La jeune femme se souvient d’une nuit d’inondation à Presevo. La panique était totale à l’extérieur du centre d’enregistrement. «Quand une gamine de 4 ans est toute bleue, devant toi, tu poses ta caméra, tu changes ses habits et tu la prends dans tes bras. Il n’y a pas à réfléchir.» A la suite de ce problème, elle-même et d’autres volontaires demandent à l’ONU de s’asseoir autour d’une table pour établir un système de coordination entre les ONG travaillant à l’intérieur du centre et le personnel de l’institution onusienne. «Cela peut sembler étonnant, mais il n’existait pas de protocole clair. Les volontaires ont pris les devants. En deux semaines, les téléphones étaient centralisés, avec des contacts et des horaires définis. Comment réagit l’ONU à ce travail mené hors des cadres institutionnels? Bien, selon l’anthropologue. «Ils se rendent compte qu’ils ne suffisent pas.»

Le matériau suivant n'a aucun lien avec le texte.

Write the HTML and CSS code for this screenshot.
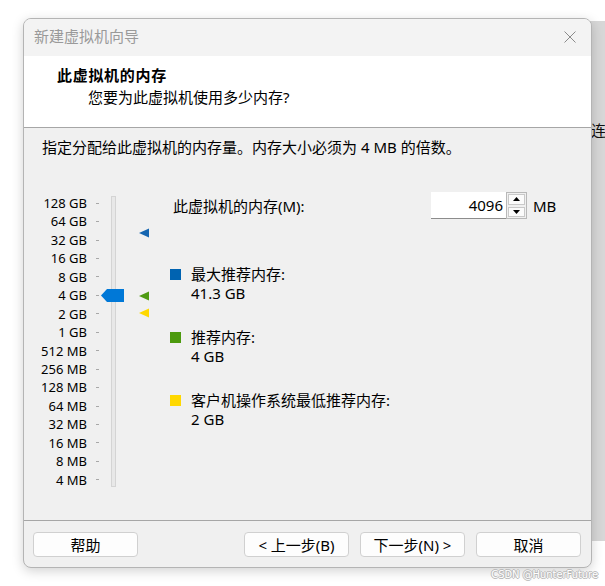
FILE: index.html
```html
<!DOCTYPE html>
<html lang="zh-CN">
<head>
<meta charset="utf-8">
<title>新建虚拟机向导</title>
<link rel="stylesheet" href="styles.css">
</head>
<body>
<div class="desktop">
  <div class="bgwin"><span class="bgwin-text">连</span></div>
  <div class="window">
    <div class="titlebar">
      <span class="title">新建虚拟机向导</span>
      <svg class="close" width="12" height="12" viewBox="0 0 12 12"><path d="M0.5 0.5 L11.5 11.5 M11.5 0.5 L0.5 11.5" stroke="#8a8a8a" stroke-width="1" fill="none"/></svg>
    </div>
    <div class="header">
      <div class="h-title">此虚拟机的内存</div>
      <div class="h-sub">您要为此虚拟机使用多少内存?</div>
    </div>
    <div class="body">
      <p class="intro">指定分配给此虚拟机的内存量。内存大小必须为 4 MB 的倍数。</p>
      <div class="main">
        <div class="slider">
          <div class="labels">
            <div>128 GB</div><div>64 GB</div><div>32 GB</div><div>16 GB</div>
            <div>8 GB</div><div>4 GB</div><div>2 GB</div><div>1 GB</div>
            <div>512 MB</div><div>256 MB</div><div>128 MB</div><div>64 MB</div>
            <div>32 MB</div><div>16 MB</div><div>8 MB</div><div>4 MB</div>
          </div>
          <div class="ticks">
            <i></i><i></i><i></i><i></i><i></i><i></i><i></i><i></i>
            <i></i><i></i><i></i><i></i><i></i><i></i><i></i><i></i>
          </div>
          <div class="track"></div>
          <svg class="thumb" width="23" height="13" viewBox="0 0 23 13"><polygon points="0,6.5 6,0 23,0 23,13 6,13" fill="#0078d7"/></svg>
          <svg class="mark mark-max" width="10" height="10" viewBox="0 0 10 10"><polygon points="0,5 10,0.5 10,9.5" fill="#1565b0"/></svg>
          <svg class="mark mark-rec" width="10" height="10" viewBox="0 0 10 10"><polygon points="0,5 10,0.5 10,9.5" fill="#4e9a12"/></svg>
          <svg class="mark mark-min" width="10" height="10" viewBox="0 0 10 10"><polygon points="0,5 10,0.5 10,9.5" fill="#ffd800"/></svg>
        </div>
        <div class="info">
          <div class="mem-row">
            <span class="mem-label">此虚拟机的内存(M):</span>
            <div class="mem-input">4096</div>
            <div class="spin">
              <div class="spin-btn"><svg width="7" height="4" viewBox="0 0 7 4"><polygon points="3.5,0 7,4 0,4" fill="#000"/></svg></div>
              <div class="spin-btn"><svg width="7" height="4" viewBox="0 0 7 4"><polygon points="0,0 7,0 3.5,4" fill="#000"/></svg></div>
            </div>
            <span class="mem-unit">MB</span>
          </div>
          <div class="legend">
            <div class="legend-item">
              <span class="sq sq-max"></span>
              <div class="legend-text"><div>最大推荐内存:</div><div>41.3 GB</div></div>
            </div>
            <div class="legend-item">
              <span class="sq sq-rec"></span>
              <div class="legend-text"><div>推荐内存:</div><div>4 GB</div></div>
            </div>
            <div class="legend-item">
              <span class="sq sq-min"></span>
              <div class="legend-text"><div>客户机操作系统最低推荐内存:</div><div>2 GB</div></div>
            </div>
          </div>
        </div>
      </div>
    </div>
    <div class="footer">
      <button class="btn btn-help">帮助</button>
      <button class="btn">&lt; 上一步(B)</button>
      <button class="btn">下一步(N) &gt;</button>
      <button class="btn">取消</button>
    </div>
  </div>
  <div class="watermark">CSDN @HunterFuture</div>
</div>
</body>
</html>
```
FILE: styles.css
```css
html, body {
  margin: 0;
  padding: 0;
  background: #ffffff;
}

.desktop {
  position: relative;
  width: 605px;
  height: 586px;
  overflow: hidden;
  box-sizing: border-box;
  padding: 18px 0 0 23px;
  background: #ffffff;
  font-family: "Noto Sans", "Noto Sans CJK SC", sans-serif;
  font-size: 15px;
  color: #000;
}

.bgwin {
  position: absolute;
  left: 590px;
  top: 21px;
  width: 15px;
  height: 520px;
  overflow: hidden;
  background: #d7d7d7;
}

.bgwin-text {
  position: absolute;
  left: 1px;
  top: 99px;
  font-size: 15px;
  line-height: 20px;
  color: #111;
  white-space: nowrap;
}

.window {
  position: relative;
  z-index: 1;
  width: 569px;
  height: 550px;
  box-sizing: border-box;
  border: 1px solid #b4b4b4;
  border-radius: 8px;
  overflow: hidden;
  display: flex;
  flex-direction: column;
  background: #f0f0f0;
  box-shadow: 0 3px 12px rgba(0, 0, 0, 0.18);
}

.titlebar {
  height: 37px;
  flex: none;
  display: flex;
  align-items: center;
  justify-content: space-between;
  padding: 0 15px 3px 10px;
  box-sizing: border-box;
  background: #f3f3f3;
}

.title {
  color: #9a9a9a;
  line-height: 20px;
}

.close {
  display: block;
  margin-top: 2px;
}

.header {
  height: 72px;
  flex: none;
  box-sizing: border-box;
  background: #ffffff;
  border-bottom: 1px solid #a6a6a6;
  padding: 8px 0 0 33px;
}

.h-title {
  font-weight: bold;
  line-height: 22px;
  letter-spacing: 0.7px;
}

.h-sub {
  line-height: 22px;
  padding-left: 31px;
}

.body {
  flex: 1;
  min-height: 0;
}

.intro {
  margin: 0;
  padding: 9px 0 0 18px;
  line-height: 20px;
}

.main {
  display: flex;
  margin-top: 35px;
}

.slider {
  position: relative;
  width: 146px;
  flex: none;
  display: flex;
  padding-top: 2px;
}

.labels {
  width: 63px;
  font-size: 13px;
  text-align: right;
}

.labels div {
  height: 18.45px;
  line-height: 18.45px;
}

.ticks {
  width: 3px;
  margin-left: 9px;
}

.ticks i {
  display: flex;
  align-items: center;
  height: 18.45px;
}

.ticks i::after {
  content: "";
  display: block;
  width: 3px;
  height: 1px;
  background: #a8a8a8;
}

.track {
  width: 3px;
  margin: 2px 0 2px 12px;
  background: #e8e8e8;
  border: 1px solid #d4d4d4;
}

.thumb {
  position: absolute;
  left: 77px;
  top: 97px;
}

.mark {
  position: absolute;
  left: 115px;
}

.mark-max { top: 35.5px; }
.mark-rec { top: 98.7px; }
.mark-min { top: 116.3px; }

.info {
  flex: 1;
}

.mem-row {
  display: flex;
  align-items: center;
  height: 27px;
}

.mem-label {
  width: 258px;
  padding-left: 3px;
  line-height: 20px;
}

.mem-input {
  width: 75px;
  height: 27px;
  box-sizing: border-box;
  background: #ffffff;
  border-bottom: 1px solid #8c8c8c;
  text-align: right;
  padding-right: 3px;
  line-height: 26px;
}

.spin {
  width: 21px;
  height: 27px;
  box-sizing: border-box;
  border: 1px solid #b8b8b8;
  display: flex;
  flex-direction: column;
  background: #f0f0f0;
}

.spin-btn {
  flex: 1;
  display: flex;
  align-items: center;
  justify-content: center;
  margin: 1px;
  border: 1px solid #c9c9c9;
  background: #fbfbfb;
}

.spin-btn svg {
  display: block;
}

.mem-unit {
  margin-left: 6px;
  line-height: 20px;
}

.legend {
  margin-top: 46px;
  display: flex;
  flex-direction: column;
  gap: 25px;
}

.legend-item {
  display: flex;
  align-items: flex-start;
}

.sq {
  width: 11px;
  height: 11px;
  flex: none;
  margin-top: 4px;
  margin-right: 10px;
}

.sq-max { background: #0063b1; }
.sq-rec { background: #4c9a0e; }
.sq-min { background: #ffd800; }

.legend-text div {
  line-height: 19px;
}

.footer {
  height: 47px;
  flex: none;
  box-sizing: border-box;
  border-top: 1px solid #a6a6a6;
  display: flex;
  align-items: flex-start;
  gap: 11px;
  padding: 11px 10px 0 9px;
}

.btn {
  width: 105px;
  height: 25px;
  box-sizing: border-box;
  border: 1px solid #d0d0d0;
  border-radius: 4px;
  background: #fdfdfd;
  font-family: "Noto Sans", "Noto Sans CJK SC", sans-serif;
  font-size: 15px;
  line-height: 20px;
  color: #000;
  padding: 0;
}

.btn-help {
  margin-right: auto;
}

.watermark {
  position: absolute;
  right: 7px;
  top: 567px;
  font-family: "DejaVu Sans Condensed", "DejaVu Sans", sans-serif;
  font-size: 11px;
  line-height: 16px;
  color: #ffffff;
  text-shadow: 1px 0 0 #b8b8b8, -1px 0 0 #b8b8b8, 0 1px 0 #b8b8b8, 0 -1px 0 #b8b8b8;
  z-index: 2;
}
```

Marie de Lutz n’est pas dupe: «Cela ne devrait pas être notre job, mais nous ne pouvons pas pour autant ne rien faire. Il faut se poser des questions, toujours, sur nos systèmes, leurs conséquences et leur pérennité.» Si la jeune femme met en valeur le fait que tous ces gens d’horizons divers arrivent à coopérer et s’organiser, elle pointe aussi la particularité de ce travail: «Les actions sont revues au jour le jour en fonction des décisions politiques, des coordinations mises sur pied et des initiatives spontanées.» Elle insiste aussi sur la précarité du statut de volontaire: «D’un côté, il aide, et ceci est positif et bien perçu. Mais s’il ne fait pas attention, il peut être vu comme un complice de la traite d’humains.»